Saving Grace


© James C. Hess

The summer movie season has come and gone, and was, overall, a disappointment.

In a few weeks the fall movie season will start. Overall, it will be more of the same.

From now until then a few weeks will slip through the cracks of time, mostly unnoticed.

I look forward to these few weeks. I look forward to these few weeks because it is during this time that the really good films and movies come out. The films and movies that get the short end of the stick, that turn out to be sleepers, that prove the naysayers wrong.

Oh, so, wrong.

For example "Saving Grace".

I heard about this film several months ago. Then the critics and the know-it-alls had little good to say about it. Now they can say nothing but good.

And they are, for these remarks, nothing less than hypocrites.

"Saving Grace" is not a great film. It is a good film. Nothing more. That it is a good film despite what has been said about it before goes to say something about critics, about the know-it-alls, about their disparaging remarks months ago, and what they really don't know when it comes to taste in films and movies.
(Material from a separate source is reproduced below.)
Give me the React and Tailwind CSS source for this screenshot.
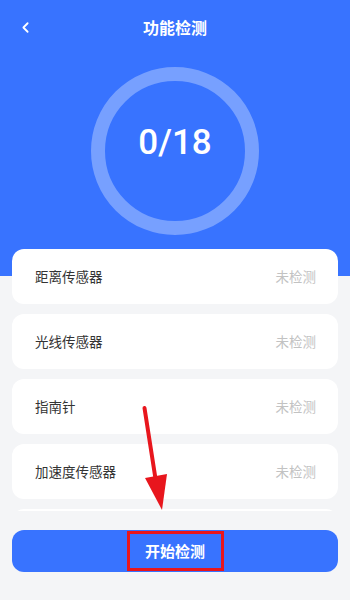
import { ChevronLeft } from 'lucide-react'

const SENSORS = ['距离传感器', '光线传感器', '指南针', '加速度传感器']

export default function App() {
  return (
    <div
      className="relative w-[350px] h-[600px] bg-[#f4f5f7] flex flex-col overflow-hidden"
      style={{ fontFamily: '"Noto Sans CJK SC", "Noto Sans", sans-serif' }}
    >
      {/* header */}
      <div className="bg-[#3873ff] flex flex-col">
        <div className="h-[54px] flex items-center relative">
          <ChevronLeft className="absolute left-[17px] w-[17px] h-[17px] text-white" strokeWidth={2.5} />
          <h1 className="flex-1 text-center text-white text-[16px] font-bold">功能检测</h1>
        </div>
        <div className="pt-[13px] pb-[14px] flex justify-center">
          <div className="w-[168px] h-[168px] rounded-full border-[14px] border-[#77a0ff] flex items-center justify-center">
            <span
              className="text-white text-[35px] font-medium leading-none -mt-[18px]"
              style={{ fontFamily: 'Roboto, "Noto Sans", sans-serif' }}
            >
              0/18
            </span>
          </div>
        </div>
      </div>

      {/* list, scrolled so the next card just peeks in */}
      <div className="h-[262px] overflow-hidden px-3 bg-[linear-gradient(to_bottom,#3873ff_27px,transparent_27px)]">
        <div className="flex flex-col gap-[10px]">
          {SENSORS.map((name) => (
            <div key={name} className="h-[55px] bg-white rounded-xl flex items-center justify-between pl-[23px] pr-[22px]">
              <span className="text-[13.5px] text-[#333]">{name}</span>
              <span className="text-[13.5px] text-[#c2c2c2]">未检测</span>
            </div>
          ))}
          <div className="h-[55px] bg-white rounded-xl" />
        </div>
      </div>

      {/* button */}
      <div className="px-3 pt-[19px]">
        <button className="w-full h-[42px] rounded-xl bg-[#3873ff] flex items-center justify-center">
          <span className="w-[97px] h-[40px] border-[3px] border-[#e8161d] flex items-center justify-center text-white text-[15px] font-bold">
            开始检测
          </span>
        </button>
      </div>

      {/* annotation arrow */}
      <svg className="absolute left-0 top-0 pointer-events-none" width="350" height="600" viewBox="0 0 350 600">
        <line x1="144.5" y1="408" x2="156" y2="482" stroke="#e8161d" strokeWidth="4" strokeLinecap="round" />
        <polygon points="145,478 167,474 162,510" fill="#e8161d" />
      </svg>
    </div>
  )
}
"Saving Grace", as the title suggests somewhat, is about a woman named Grace. Her husband falls, jumps, or is ejected against his will from an airplane. Not good this. Suffice it to say it he warrants a closed-casket service.

It is around this time that Grace learns certain truths about her husband. Certain truths that leads her to learn certain truths about herself. For example, she has been living in a lie: Although she lives in a sprawling country home she is, simply, financially bankrupt, owing to her husband, and has no means to pay debt owed.

Further, she learns her husband was not even close to being a nice person. Everyone in the village knows this. Everyone but Grace. And when she learns this her world begins to crumble.

In haste.

Grace is visibly upset when the movers come to collect her material belongings to pay her debts. But she is willing to let them go.

What she is not willing let go, though, is her garden.

And it is in the garden that she is, to put it bluntly, saved. By no less than the humble albeit not-so honest gardener.

He is named Matthew (Craig Ferguson, who also co-wrote the story). Matthew, when he is not tending the garden, works at the vicarage.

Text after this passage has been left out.